The Democratic dominated General Assembly approved Governor Dannel Malloy’s then unbalanced budget the first week of May. And although it took two and a half months to finalize a budget that some still consider out of balance, the Malloy administration was never-the-less able to find nearly $1 billion to invest in a UCHC building program, not the first time the state has thrown money into the black hole in Farmington.
This year’s tax and spending budget allowed the administration to reap an artificial surplus of about $1 billion. Call it a make work for unions slush fund or a political hedge fund, the extra billion may be used much in the way that Tammany Hall of blessed memory used “walking around money” to purchase affection and votes.
Agents of the Malloy administration dickered for months with SEBAC, a coalition of unions authorized to negotiate contracts with the state, in an attempt to realize temporary savings. A goodly portion of the savings will be temporary, because the two year wage freeze imposed on unions will give rise at its terminus to wage increases of three percent for the next three years, after which the governor will find himself in much the same union contract negotiation tar patch from which he has just now extricated himself, particularly if he feels the need to cut spending further as the state and country lopes in the direction of a double dip recession.
Mr. Malloy’s final budget plan let out the back door a series of pestilential problems that soon will be begging admittance at the front door.
All the indicators suggest that Connecticut’s debt will grow. The nation may be in even worse shape. The national government is spending nearly twice as much in excess of its revenue: Projected expenditure in 2011 is 3.77 trillion, while revenue is 2.15 trillion. The interest paid on national debt to creditors, mostly China, is enough to fund that nation’s entire military budget.
Here in Connecticut, debt cannot be diminished through tax increases paid out in expenditures and not applied to liquidating the state’s permanent debt. The nearly $1 billion artificial surplus built into the budget has given the Malloy administration the opportunity to engage in a much heralded jobs program. Much of the tax overcharge – that is what a surplus is – will be used to justify boondoggles like the UConn Health Center and the costly and destructive $573 million, $952 per inch busway make-work project from New Britain to Hartford.

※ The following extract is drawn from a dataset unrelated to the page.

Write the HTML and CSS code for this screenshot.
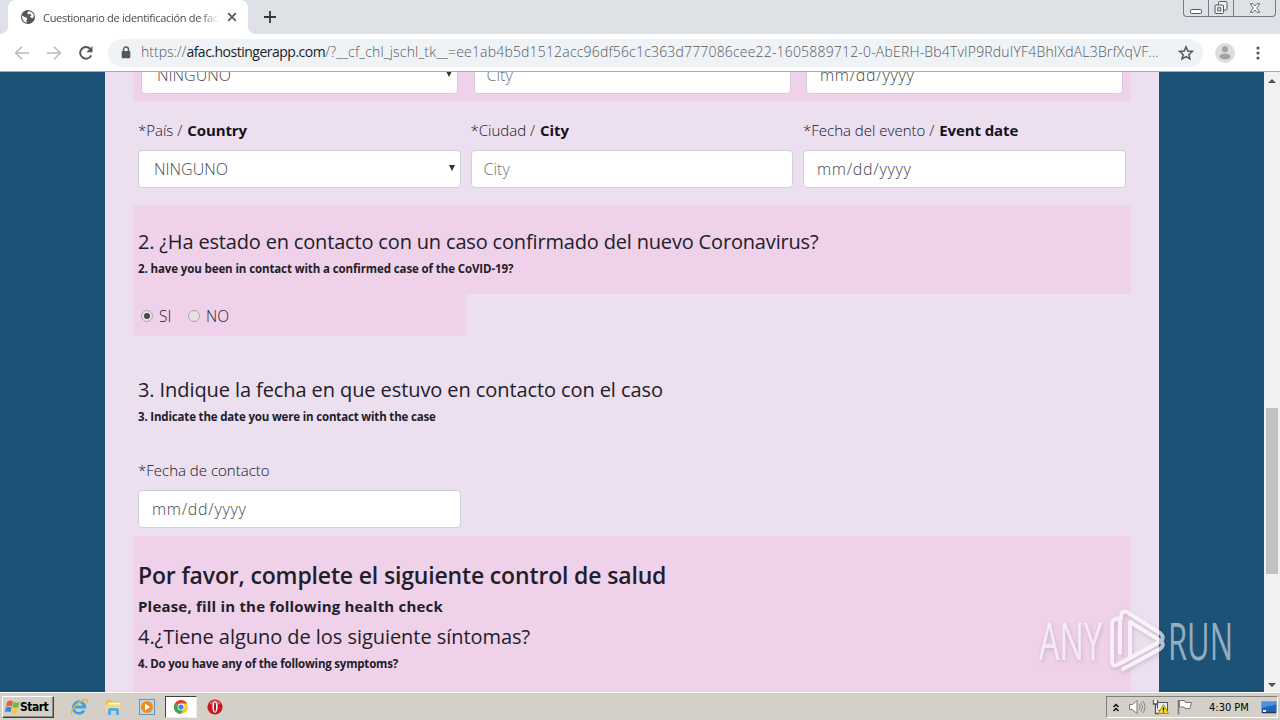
FILE: index.html
```html
<!DOCTYPE html>
<html lang="es">
<head>
<meta charset="utf-8">
<title>Cuestionario de identificación de factores</title>
<link rel="stylesheet" href="styles.css">
</head>
<body>
<div class="screen">
  <header class="tabstrip">
    <div class="tab-lead"></div>
    <div class="tab">
      <svg class="globe" viewBox="0 0 16 16"><circle cx="8" cy="8" r="7" fill="#55585c"/><path d="M2 6.500 4.600 8l2 .6.6 1.600-.8 1.300.4 2.200-1.600-.5C3.200 12 2 9.800 2 6.500ZM8.200 2.200l-1 2 1.600 1.200 1.600-.6 1 1.400-1.400 1.500 1.600 1.300 1.800-.2.400-2.600C13.300 4 11 2.200 8.200 2.200Z" fill="#fff"/></svg>
      <span class="tab-title">Cuestionario de identificación de fact</span>
      <svg class="tab-close" viewBox="0 0 10 10"><path d="M1.200 1.200l7.600 7.600M8.800 1.200 1.200 8.800" stroke="#55595d" stroke-width="1.700"/></svg>
    </div>
    <div class="tab-rest">
      <svg class="plus" viewBox="0 0 12 12"><path d="M6 0v12M0 6h12" stroke="#34383c" stroke-width="1.800"/></svg>
      <div class="winbtns">
        <span class="wb min"><svg viewBox="0 0 14 14"><rect x="1.500" y="8.500" width="11" height="4" rx="1" fill="#fff" stroke="#53565e"/></svg></span>
        <span class="wb"><svg viewBox="0 0 14 14"><g fill="#f2f3f6" stroke="#53565e"><rect x="4.500" y=".5" width="8.500" height="8.500" rx="1"/><rect x="1" y="4" width="8.500" height="8.500" rx="1"/><rect x="3.800" y="6.800" width="3" height="3"/></g></svg></span>
        <span class="wb close"><svg viewBox="0 0 14 14"><path d="M1.500 2h3.200L7 4.700 9.300 2h3.200L9 7l3.500 5H9.300L7 9.300 4.700 12H1.500L5 7Z" fill="#fff" stroke="#53565e"/></svg></span>
      </div>
    </div>
  </header>
  <nav class="toolbar">
    <svg class="nav" viewBox="0 0 16 16"><path d="M15 8H2M8 1.700 1.700 8 8 14.300" fill="none" stroke="#b9babc" stroke-width="1.600"/></svg>
    <svg class="nav" viewBox="0 0 16 16"><path d="M1 8h13M8 1.700 14.300 8 8 14.300" fill="none" stroke="#b9babc" stroke-width="1.600"/></svg>
    <svg class="nav" viewBox="0 0 16 16"><path d="M13.200 10.300A5.800 5.800 0 1 1 12.300 4" fill="none" stroke="#54585c" stroke-width="2"/><path d="M14.500 1v6.200H8.300Z" fill="#54585c"/></svg>
    <div class="omnibox">
      <svg class="lock" viewBox="0 0 10 13"><path d="M2.500 6V3.500a2.500 2.500 0 0 1 5 0V6" fill="none" stroke="#54585c" stroke-width="1.400"/><rect x=".7" y="5" width="8.600" height="7.300" rx="1" fill="#54585c"/></svg>
      <span class="url">https://<b>afac.hostingerapp.com</b><span class="query">/?__cf_chl_jschl_tk__=ee1ab4b5d1512acc96df56c1c363d777086cee22-1605889712-0-AbERH-Bb4TvIP9RduIYF4BhIXdAL3BrfXqVF…</span></span>
      <svg class="star" viewBox="0 0 16 16"><path d="m8 1.800 1.750 4.300 4.650.35-3.550 3 1.100 4.550L8 11.550 4.050 14l1.100-4.550-3.550-3 4.650-.35Z" fill="none" stroke="#54585c" stroke-width="1.500"/></svg>
    </div>
    <svg class="avatar" viewBox="0 0 20 20"><circle cx="10" cy="10" r="10" fill="#dcdddf"/><circle cx="10" cy="6.200" r="3" fill="#a2a3a5"/><ellipse cx="10" cy="13.500" rx="5.500" ry="3" fill="#a2a3a5"/></svg>
    <svg class="dots" viewBox="0 0 4 14"><g fill="#54585c"><circle cx="2" cy="2" r="1.600"/><circle cx="2" cy="7" r="1.600"/><circle cx="2" cy="12" r="1.600"/></g></svg>
  </nav>

  <div class="viewport">
    <div class="side"></div>
    <main class="page">
      <section class="prev pink">
        <div class="field select cut"><span>NINGUNO</span><i></i></div>
        <div class="field ph cut"><span>City</span></div>
        <div class="field date cut"><span>mm/dd/yyyy</span></div>
      </section>
      <section class="event">
        <div><label class="lbl">*País / <b>Country</b></label><div class="field select"><span>NINGUNO</span><i></i></div></div>
        <div><label class="lbl">*Ciudad / <b>City</b></label><div class="field ph"><span>City</span></div></div>
        <div><label class="lbl">*Fecha del evento / <b>Event date</b></label><div class="field date"><span>mm/dd/yyyy</span></div></div>
      </section>
      <section class="q2 pink">
        <h3 class="t2">2. ¿Ha estado en contacto con un caso confirmado del nuevo Coronavirus?</h3>
        <h6 class="s2">2. have you been in contact with a confirmed case of the CoVID-19?</h6>
      </section>
      <section class="radios pink">
        <span class="radio on"></span><span class="rl">SI</span>
        <span class="radio"></span><span class="rl">NO</span>
      </section>
      <section class="q3">
        <h3 class="t3">3. Indique la fecha en que estuvo en contacto con el caso</h3>
        <h6 class="s3">3. Indicate the date you were in contact with the case</h6>
        <label class="lbl">*Fecha de contacto</label>
        <div class="field date"><span>mm/dd/yyyy</span></div>
      </section>
      <section class="q4 pink">
        <h2>Por favor, complete el siguiente control de salud</h2>
        <h5>Please, fill in the following health check</h5>
        <h3 class="t5">4.¿Tiene alguno de los siguiente síntomas?</h3>
        <h6 class="s5">4. Do you have any of the following symptoms?</h6>
      </section>
    </main>
    <div class="side"></div>
    <div class="scroll"><i class="up"></i><div class="thumb"></div><i class="down"></i></div>
    <div class="mark">
      <svg width="210" height="80" viewBox="0 0 210 80">
        <g fill="#fff" font-family="'Open Sans'" font-size="51">
          <text class="wm shade" x="7" y="57.500" textLength="63" lengthAdjust="spacingAndGlyphs">ANY</text>
          <text class="wm dim" x="136" y="57.500" textLength="65" lengthAdjust="spacingAndGlyphs">RUN</text>
        </g>
        <g class="shade logo" fill="none" stroke="#fff" stroke-width="4" stroke-linejoin="round" stroke-linecap="round">
          <path d="M88 51V20q-1-5-5-3-3 2-3 5v37q0 6 5 4l44-24"/>
          <path d="M89 17v-3q0-6 6-4l33 21q5 4 1 8L98 20v34"/>
          <path d="M91 67l37-20q5-4 1-8L89 61"/>
        </g>
      </svg>
    </div>
  </div>

  <footer class="taskbar">
    <div class="start"><svg viewBox="0 0 16 16"><path d="M2.500 2.500q3-2.500 6-.5L7.300 7.500q-3-1.800-6.300 0Z" fill="#e9602f"/><path d="M9.300 2.500q3 2 6.700-.2L14.200 8q-3 1.800-6.200 0Z" fill="#72b843"/><path d="M.8 8.500q3.200-1.800 6.200 0l-1.200 5.200q-3-1.800-5.800 0Z" fill="#3d84d8"/><path d="M7.700 9q3 1.800 6.300 0l-1.500 5.300q-3 1.900-6 0Z" fill="#f6c832"/></svg><b>Start</b></div>
    <div class="quick">
      <svg viewBox="0 0 18 18"><path d="M14 12.500A5.800 5.800 0 1 1 14.800 9H5" fill="none" stroke="#3fa2e4" stroke-width="2.800"/><path d="M2 16.500C-1 13 8 3 15.500 1.500 18 1 17.500 3.500 16.500 5" fill="none" stroke="#e8b83a" stroke-width="1.300"/></svg>
      <svg viewBox="0 0 18 18"><path d="M2 2h5l1 1.500h7V14H2Z" fill="#dfbd58"/><path d="M4 4.500h12v3H4Z" fill="#fff3c0"/><path d="M1.500 6.500h15V14h-15Z" fill="#f3d983"/><path d="M4 17v-5q0-2 2-2h7q2 0 2 2v5h-3v-4H7v4Z" fill="#55aee3"/></svg>
      <svg viewBox="0 0 18 18"><rect x="1.500" y="1.500" width="15" height="15" fill="#b8d9f0" stroke="#5e9ac8"/><circle cx="9" cy="9" r="6" fill="#f48a1b"/><path d="m7 5.500 5 3.500-5 3.500Z" fill="#fff"/></svg>
      <span class="active"><svg viewBox="0 0 18 18"><circle cx="9" cy="9" r="7" fill="#f7cb31"/><path d="M9 9 2.900 5.500A7 7 0 0 1 15.100 5.500H9Z" fill="#dc4335"/><path d="M2.900 5.500A7 7 0 0 0 8.500 16L12 10.800 9 9Z" fill="#3aa457"/><circle cx="9" cy="9" r="3.400" fill="#fff"/><circle cx="9" cy="9" r="2.600" fill="#4482e8"/></svg></span>
      <svg viewBox="0 0 18 18"><circle cx="9" cy="9" r="7.600" fill="#c41920"/><path d="M3.500 5.500a6.500 6.500 0 0 1 11 0Q9 9 3.500 5.500Z" fill="#e46a68"/><ellipse cx="9" cy="9" rx="2.600" ry="5.700" fill="#fff"/><ellipse cx="9" cy="9" rx="1" ry="4.700" fill="#a90f18"/></svg>
    </div>
    <div class="tray">
      <svg class="chev" viewBox="0 0 8 10"><path d="m1.500 4.500 2.500-2.500 2.500 2.500M1.500 8.500 4 6l2.500 2.500" fill="none" stroke="#111" stroke-width="1.500"/></svg>
      <svg class="ti" viewBox="0 0 18 16"><path d="M1.500 5.500h3L9 1.500v13l-4.500-4h-3Z" fill="#fff" stroke="#777"/><path d="M11 5q2 3 0 6M13 3.500q3 4.500 0 9M15 2q4 6 0 12" fill="none" stroke="#888"/></svg>
      <svg class="ti" viewBox="0 0 18 16"><rect x="5.500" y="3.500" width="10" height="8" fill="#e8eef2" stroke="#555"/><path d="M1.500 1v4h4V1M3.500 5v9.500h4" fill="#fff" stroke="#555" stroke-width="1.300"/><path d="m11.500 5.500 5 9h-10Z" fill="#ffdc22" stroke="#b39100"/><path d="M11.500 8.500v3m0 1v1" stroke="#111" stroke-width="1.300"/></svg>
      <svg class="ti" viewBox="0 0 18 16"><path d="M2.500 1v14.500" stroke="#777" stroke-width="1.500"/><path d="M3.500 1.500h5l1 2h6l-1.500 6H9l-1-1.500H3.500Z" fill="#fff" stroke="#777"/></svg>
      <span class="clock">4:30 PM</span>
      <svg class="desk" viewBox="0 0 16 14"><rect x=".5" y="1.500" width="15" height="11" fill="#2463bd" stroke="#7da4c9"/><path d="M1 2h14v2.500L1 8Z" fill="#4b91df"/><path d="M1 12.500h14" stroke="#24394f" stroke-width="1.500"/><path d="M2 10h3v2H2Z" fill="#dceefa"/></svg>
    </div>
  </footer>
</div>
</body>
</html>
```
FILE: styles.css
```css
* { box-sizing: border-box; }
body { margin: 0; background: #1b5276; font-family: "Open Sans", "Noto Sans", sans-serif; color: #212029; }
svg { display: block; flex: none; }
h2, h3, h5, h6, label { display: block; margin: 0; white-space: nowrap; }
.screen { width: 1280px; height: 720px; overflow: hidden; display: flex; flex-direction: column; }

.tabstrip { height: 34px; flex: none; display: flex; background: #fff; }
.tab-lead { width: 8px; background: #dee1e6; border-bottom-right-radius: 7px; }
.tab { width: 240px; display: flex; align-items: center; padding: 0 11px 0 12px; background: #fff; border-radius: 8px 8px 0 0; box-shadow: 0 -8px 0 #dee1e6; }
.globe { width: 16px; height: 16px; }
.tab-title { width: 180px; margin-left: 7px; white-space: nowrap; font-size: 11px; letter-spacing: -.3px; color: #45494d; -webkit-mask-image: linear-gradient(90deg, #000 158px, transparent 176px); mask-image: linear-gradient(90deg, #000 158px, transparent 176px); }
.tab-close { width: 10px; height: 10px; margin-left: 5px; }
.tab-rest { flex: 1; display: flex; justify-content: space-between; background: #dee1e6; border-bottom-left-radius: 7px; padding: 0 4px 0 16px; }
.plus { width: 12px; height: 12px; margin-top: 11px; }
.winbtns { display: flex; height: 17px; border: 1px solid #777b87; border-top: 0; border-radius: 0 0 4px 4px; width: 93px; overflow: hidden; }
.wb { width: 25px; display: flex; justify-content: center; align-items: center; border-right: 1px solid #777b87; }
.wb svg { width: 14px; height: 14px; }
.wb.close { width: 41px; border: 0; }
.wb.close svg { width: 12px; height: 12px; }

.toolbar { height: 38px; flex: none; display: flex; align-items: center; background: #fff; border-bottom: 1px solid #a9aaad; padding: 0 20px 0 14px; }
.nav { width: 16px; height: 16px; margin-right: 16px; }
.omnibox { width: 1095px; height: 28px; margin-left: -2px; border-radius: 14px; background: #f0f3f5; display: flex; align-items: center; padding: 0 9px 0 13px; }
.lock { width: 10px; height: 13px; }
.url { width: 1026px; margin-left: 10px; margin-top: -2px; font-size: 14px; font-weight: 300; white-space: nowrap; color: #55595e; }
.url b { font-weight: 400; color: #202124; letter-spacing: -.5px; }
.query { letter-spacing: .18px; }
.star { width: 16px; height: 16px; margin-left: auto; }
.avatar { width: 20px; height: 20px; margin-left: 12px; }
.dots { width: 4px; height: 14px; margin-left: auto; }

.viewport { height: 620px; flex: none; display: flex; position: relative; overflow: hidden; background: #1b5276; }
.side { width: 105px; }
.page { width: 1054px; background: #ebdff0; padding: 0 28px; }
.pink { background: #efd1ea; }
.prev { height: 29px; display: grid; grid-template-columns: repeat(3, 317px); gap: 15.500px; padding: 0 8px; overflow: hidden; }
.event { height: 104px; padding: 18px 5px 0; display: grid; grid-template-columns: repeat(3, 322.500px); gap: 10px; align-items: start; }
.lbl { font-size: 15px; font-weight: 300; height: 31px; line-height: 22px; color: #16131c; }
.lbl b { font-weight: 700; letter-spacing: -.1px; margin-left: 1px; }
.field { height: 38px; background: #fff; border: 1px solid #d0cfdb; border-radius: 4px; padding: 0 12px; display: flex; align-items: center; justify-content: space-between; font-size: 16px; font-weight: 300; color: #42484e; line-height: 22px; }
.cut { margin-top: -16px; }
.select { padding: 0 5px 0 15px; }
.select i { width: 0; border: 3px solid transparent; border-top: 6px solid #333; border-bottom: 0; margin-top: -2px; }
.date { padding-left: 13px; letter-spacing: .7px; }
.date span { margin-top: -1px; }
.ph { color: #6c757d; }
.q2 { height: 89px; padding: 25px 5px 0; }
h3 { font-size: 20px; font-weight: 400; line-height: 24px; }
h6 { font-size: 11.500px; font-weight: 700; line-height: 14px; margin-top: 8px; }
.t2 { letter-spacing: -.17px; }
.t3 { letter-spacing: -.09px; }
.t5 { letter-spacing: -.05px; }
.s2 { letter-spacing: -.11px; }
.s3 { letter-spacing: -.17px; }
.s5 { letter-spacing: -.2px; }
.radios { width: 333px; height: 42px; display: flex; align-items: center; padding: 2px 8px 0; font-size: 15.500px; font-weight: 300; }
.radio { width: 12px; height: 12px; border-radius: 50%; background: #e5e3e6; border: 1px solid #aaa6ae; display: flex; align-items: center; justify-content: center; }
.radio.on::after { content: ""; width: 6px; height: 6px; border-radius: 50%; background: #4c484f; }
.rl { width: 29px; margin: 0 0 0 6px; }
.q3 { height: 200px; padding: 42px 5px 0; }
.q3 .lbl { margin-top: 35px; }
.q3 .field { width: 323px; }
.q4 { height: 156px; padding: 24px 5px 0; }
h2 { font-size: 23px; font-weight: 600; line-height: 30px; letter-spacing: -.16px; }
h5 { font-size: 15px; font-weight: 700; line-height: 20px; margin-top: 6px; letter-spacing: .2px; }
.q4 h3 { margin-top: 9px; }
.scroll { width: 16px; background: #f1f1f1; display: flex; flex-direction: column; align-items: center; padding: 7px 0 5px; }
.up, .down { border: 4px solid transparent; border-top: 0; border-bottom: 4px solid #505050; }
.down { border-bottom: 0; border-top: 4px solid #505050; margin-top: auto; }
.thumb { width: 12px; height: 166px; margin-top: 325px; background: #c1c1c1; }
.mark { position: absolute; left: 1032px; top: 530px; }
.wm { font-weight: 400; fill-opacity: .68; }
.dim { fill-opacity: .55; }
.shade { filter: drop-shadow(1px 2px 2px rgba(80, 50, 90, .3)); }
.logo { opacity: .65; }

.taskbar { height: 28px; flex: none; background: #d4d0c8; border-top: 1px solid #fff; display: flex; align-items: center; padding: 1px 2px 0; }
.start { width: 52px; height: 22px; display: flex; align-items: center; padding-left: 2px; border: 1px solid; border-color: #fff #404040 #404040 #fff; box-shadow: inset -1px -1px #8c9089; }
.start svg { width: 15px; height: 16px; }
.start b { font: 700 12px "DejaVu Sans Condensed", sans-serif; letter-spacing: -.5px; color: #000; margin-left: 0; }
.quick { display: flex; align-items: center; margin-left: 16px; gap: 16px; }
.quick svg { width: 18px; height: 18px; }
.active { width: 32px; height: 22px; margin: 0 -7px; background: #fff; border: 1px solid; border-color: #404040 #eee #eee #404040; display: flex; align-items: center; justify-content: center; }
.tray { width: 172px; height: 22px; margin-left: auto; border: 1px solid; border-color: #808080 #fff #fff #808080; display: flex; align-items: center; padding-left: 5px; }
.chev { width: 8px; height: 11px; margin-right: 8px; }
.ti { width: 18px; height: 16px; margin-right: 6px; }
.clock { font: 11px "DejaVu Sans Condensed", sans-serif; color: #000; margin-left: 9px; white-space: nowrap; }
.desk { width: 16px; height: 14px; margin-left: auto; }
```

The state also is laying itself open to bribery by Big Business. The money supplied by the Malloy administration to UBS and other Connecticut industries too large to be permitted to migrate to other states represents dollars taken from Main Street to support Wall Street. We may wait in vain for Republicans to characterize these giveaways as welfare for Big Business and Wall Street. One might ordinarily expect progressive Democrats to raise a howl about all this, but Governor Jodi Rell has left the building, and Mr. Malloy is considerably more progressive than “Snow White,” a name applied derisively to the governor’s presumed ineffective predecessor.
The UCHC has been given money to burn: $338 million in previously authorized bonds, $254 million in new bonding and $69 million from the health center. And even now, the bonfire crackles. Several months ago, the center was awarded what should have been a contract worth almost $1 billion. On a memorandum of understanding, rather than a solid contract, the center was selected to perform health services for the state’s prison system. Had the job been put out to bid, the medical work might have been done at a lesser cost. But the Malloy administration, as well as union facilitators in the General Assembly, is averse to privatization.
The latest scandal involves a union featherbedding arrangement facilitated by Karen Duffy Wallace, director of labor relations at the UConn Health Center, who sent to personnel at York an e-mail specifying that more cost effective per-diem nurses "should not exceed 2 shift[s] per week averaged over a 3 month period. This is so they do not replace a permanent bargaining unit employee and is something the Union traditionally wants. We get questioned periodically by 1199 when we are using per diems too much as it takes away from permanent bargaining unit members." Ms. Wallace’s salary, according to the Transparency.CT.Gov web site, was listed at $149,044 for the 2009-10 fiscal year, perhaps too much for someone who so readily falls into lockstep with union officials.
Republican leaders in the General Assembly – and, astoundingly, state Senator Edith Prague, considered friendly to union interests – have called for a congressional investigation.
The state Senate, with Mr. Malloy’s declared approval, earlier had passed a bill that would have cut costs considerably by excluding acquired overtime in pension calculations. Alas, “labor's trusted friend and lackey, Speaker Chris Donovan, refused to take up the bill in the House,” accordingto a Hartford Courant editorial, after which Mr. Malloy’s support of the bill collapsed. The new administration-labor agreement, Mr. Malloy now says, has supplanted the proposed legislative fix because pensions under the new agreement will be based on the last five years of earnings rather than, as before, on the top three years. That leaves, the paper noted, “45,000 employees whose pensions are calculated under the old system.”